How Emerging Technologies Are Driving the Inside of Next-Gen Cars

How Emerging Technologies Are Driving the Inside of Next-Gen Cars

Sensors Insights by Curtis Donahue

The automotive industry is adopting self-driving cars as the next major evolutionary step in vehicular technology. However, improvements need to be made to data buses inside the car to support the additional data needed for a car to operate autonomously. Ethernet and the Mobile Industry Processor Interface (MIPI) are replacing previous network technologies, allowing for the next generation of autonomous vehicles through faster data rates and lower latency.



For the better part of the last century, automotive makers have been creating new and innovative technologies with the goal of designing fully autonomous vehicles. The concept of a highly autonomous and self-driven vehicle can be dated back to at least the 1950’s with the idea being glorified throughout pop culture in the following decades, such as comic books, TV, and film.
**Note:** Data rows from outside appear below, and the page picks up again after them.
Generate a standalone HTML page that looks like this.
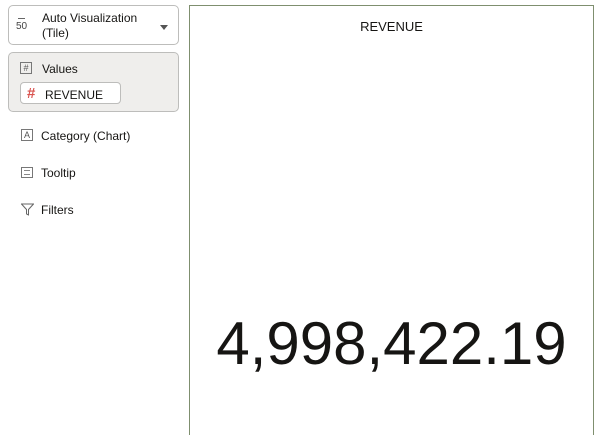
<!DOCTYPE html>
<html><head><style>
*{margin:0;padding:0;box-sizing:border-box}
body{width:600px;height:422px;background:#fff;font-family:"Liberation Sans",sans-serif;color:#161513;position:relative;overflow:hidden}
.abs{position:absolute}
.lbl{font-size:12px}
</style></head><body>
<div class="abs" style="left:8px;top:5px;width:171px;height:40px;border:1px solid #bdbdbb;border-radius:5px"></div>
<div class="abs" style="left:18px;top:18px;width:7px;height:1px;background:#666"></div>
<div class="abs" style="left:16px;top:21px;font-size:10px;color:#444">50</div>
<div class="abs lbl" style="left:42px;top:11px;line-height:15px">Auto Visualization<br>(Tile)</div>
<div class="abs" style="left:160px;top:25px;width:0;height:0;border-left:4px solid transparent;border-right:4px solid transparent;border-top:5px solid #555"></div>

<div class="abs" style="left:8px;top:52px;width:171px;height:60px;border:1px solid #bdbdbb;border-radius:5px;background:#efeeec"></div>
<div class="abs" style="left:20px;top:62px;width:12px;height:12px;border:1px solid #777;font-size:9px;line-height:10px;text-align:center;color:#555">#</div>
<div class="abs lbl" style="left:42px;top:62px">Values</div>
<div class="abs" style="left:20px;top:82px;width:101px;height:22px;border:1px solid #bdbdbb;border-radius:4px;background:#fff"></div>
<div class="abs" style="left:27px;top:86px;font-size:15px;color:#d9534f;line-height:16px;font-weight:bold">#</div>
<div class="abs lbl" style="left:45px;top:88px">REVENUE</div>

<div class="abs" style="left:21px;top:129px;width:12px;height:12px;border:1px solid #777;font-size:9px;line-height:10px;text-align:center;color:#555">A</div>
<div class="abs lbl" style="left:41px;top:129px">Category (Chart)</div>
<div class="abs" style="left:21px;top:167px;width:12px;height:11px;border:1px solid #777"><div style="margin:2px;height:5px;border-top:1px solid #888;border-bottom:1px solid #888"></div></div>
<div class="abs lbl" style="left:41px;top:166px">Tooltip</div>
<svg class="abs" style="left:21px;top:203px" width="13" height="13" viewBox="0 0 13 13"><path d="M0.5 1H12.5L7.5 6.5V12L5.5 11V6.5Z" fill="none" stroke="#666"/></svg>
<div class="abs lbl" style="left:41px;top:203px">Filters</div>

<div class="abs" style="left:189px;top:5px;width:405px;height:430px;border:1.5px solid #7f8f6f;border-bottom:none"></div>
<div class="abs" style="left:189px;top:19px;width:405px;text-align:center;font-size:13px">REVENUE</div>
<div class="abs" style="left:189px;top:309px;width:405px;text-align:center;font-size:60px;line-height:70px;transform:scaleX(1.0)">4,998,422.19</div>
</body></html>
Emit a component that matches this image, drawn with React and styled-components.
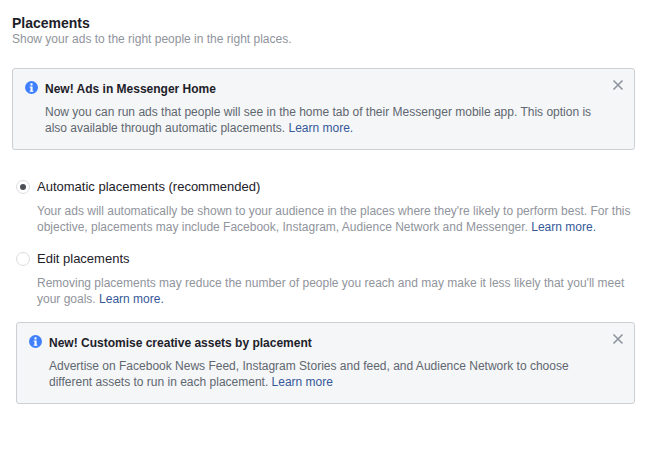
import React from 'react';
import styled, { createGlobalStyle } from 'styled-components';

const GlobalStyle = createGlobalStyle`
    html, body {
        margin: 0;
        background: #ffffff;
    }
    body {
        font-family: "Liberation Sans", Arial, sans-serif;
    }
`;

const Page = styled.div`
    width: 652px;
    height: 455px;
    box-sizing: border-box;
    padding: 15px 17px 0 12px;
    overflow: hidden;
`;

const Title = styled.h2`
    margin: 0;
    font-size: 14px;
    line-height: 17px;
    font-weight: bold;
    color: #1d2129;
`;

const Subtitle = styled.p`
    margin: 0 0 21px;
    font-size: 12px;
    line-height: 15px;
    color: #90949c;
`;

const Notice = styled.div`
    position: relative;
    display: flex;
    gap: 7px;
    box-sizing: border-box;
    height: 82px;
    margin-left: ${(p) => p.$indent || 0}px;
    padding: 12px 12px 0;
    background: #f5f6f7;
    border: 1px solid #ccd0d5;
    border-radius: 3px;
`;

const InfoIcon = styled.svg`
    flex: none;
    width: 13px;
    height: 13px;
`;

const NoticeTitle = styled.div`
    font-size: 12px;
    line-height: 16px;
    font-weight: bold;
    color: #1d2129;
    margin-bottom: 7px;
`;

const BodyText = styled.p`
    margin: 0;
    font-size: 12px;
    line-height: 16px;
    color: ${(p) => p.$color};
`;

const Link = styled.a`
    color: #365899;
`;

const CloseIcon = styled.svg`
    position: absolute;
    top: 10px;
    right: 10px;
    width: 12px;
    height: 12px;
`;

const Options = styled.div`
    display: flex;
    flex-direction: column;
    gap: 16px;
    margin: 29px 0 15px 4px;
`;

const Option = styled.div`
    display: grid;
    grid-template-columns: 14px 1fr;
    column-gap: 7px;
`;

const Radio = styled.span`
    display: flex;
    align-items: center;
    justify-content: center;
    box-sizing: border-box;
    width: 14px;
    height: 14px;
    margin-top: 1px;
    background: #ffffff;
    border: 1px solid #dadde1;
    border-radius: 50%;
    &::after {
        content: '';
        display: ${(p) => (p.$checked ? 'block' : 'none')};
        width: 6px;
        height: 6px;
        border-radius: 50%;
        background: #4b4f56;
    }
`;

const OptionLabel = styled.div`
    font-size: 13px;
    line-height: 16px;
    color: #1d2129;
    margin-bottom: 8px;
`;

const OptionBody = styled.div`
    grid-column: 2;
`;

const Info = () => (
    <InfoIcon viewBox="0 0 13 13">
        <circle cx="6.5" cy="6.5" r="6.5" fill="#4080ff" />
        <rect x="5.4" y="2.3" width="2.2" height="2.1" rx="0.6" fill="#ffffff" />
        <path d="M4.7 5.5h2.9v4.2h0.8v1.1H4.7V9.7h0.8V6.6h-0.8z" fill="#ffffff" />
    </InfoIcon>
);

const Close = () => (
    <CloseIcon viewBox="0 0 12 12">
        <path d="M1.5 1.5l9 9M10.5 1.5l-9 9" stroke="#8d949e" strokeWidth="1.6" fill="none" />
    </CloseIcon>
);

const App = () => (
    <Page>
        <GlobalStyle />
        <Title>Placements</Title>
        <Subtitle>Show your ads to the right people in the right places.</Subtitle>

        <Notice>
            <Info />
            <div>
                <NoticeTitle>New! Ads in Messenger Home</NoticeTitle>
                <BodyText $color="#606770">
                    Now you can run ads that people will see in the home tab of their Messenger mobile app. This option is
                    <br />
                    also available through automatic placements. <Link>Learn more.</Link>
                </BodyText>
            </div>
            <Close />
        </Notice>

        <Options>
            <Option>
                <Radio $checked />
                <OptionLabel>Automatic placements (recommended)</OptionLabel>
                <OptionBody>
                    <BodyText $color="#90949c">
                        Your ads will automatically be shown to your audience in the places where they're likely to perform best. For this
                        <br />
                        objective, placements may include Facebook, Instagram, Audience Network and Messenger. <Link>Learn more.</Link>
                    </BodyText>
                </OptionBody>
            </Option>
            <Option>
                <Radio />
                <OptionLabel>Edit placements</OptionLabel>
                <OptionBody>
                    <BodyText $color="#90949c">
                        Removing placements may reduce the number of people you reach and may make it less likely that you'll meet
                        <br />
                        your goals. <Link>Learn more.</Link>
                    </BodyText>
                </OptionBody>
            </Option>
        </Options>

        <Notice $indent={4}>
            <Info />
            <div>
                <NoticeTitle>New! Customise creative assets by placement</NoticeTitle>
                <BodyText $color="#606770">
                    Advertise on Facebook News Feed, Instagram Stories and feed, and Audience Network to choose
                    <br />
                    different assets to run in each placement. <Link>Learn more</Link>
                </BodyText>
            </div>
            <Close />
        </Notice>
    </Page>
);

export default App;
However, only in the last 20 years have the technological improvements in the car advanced enough to support such applications. Vehicle to Vehicle (V2V) and Vehicle to Infrastructure (V2I) wireless communication protocols have revolutionized the future of autonomous vehicles, but a fast, reliable, and robust wired backbone is still needed to meet the bandwidth needs of systems and sensors within the car.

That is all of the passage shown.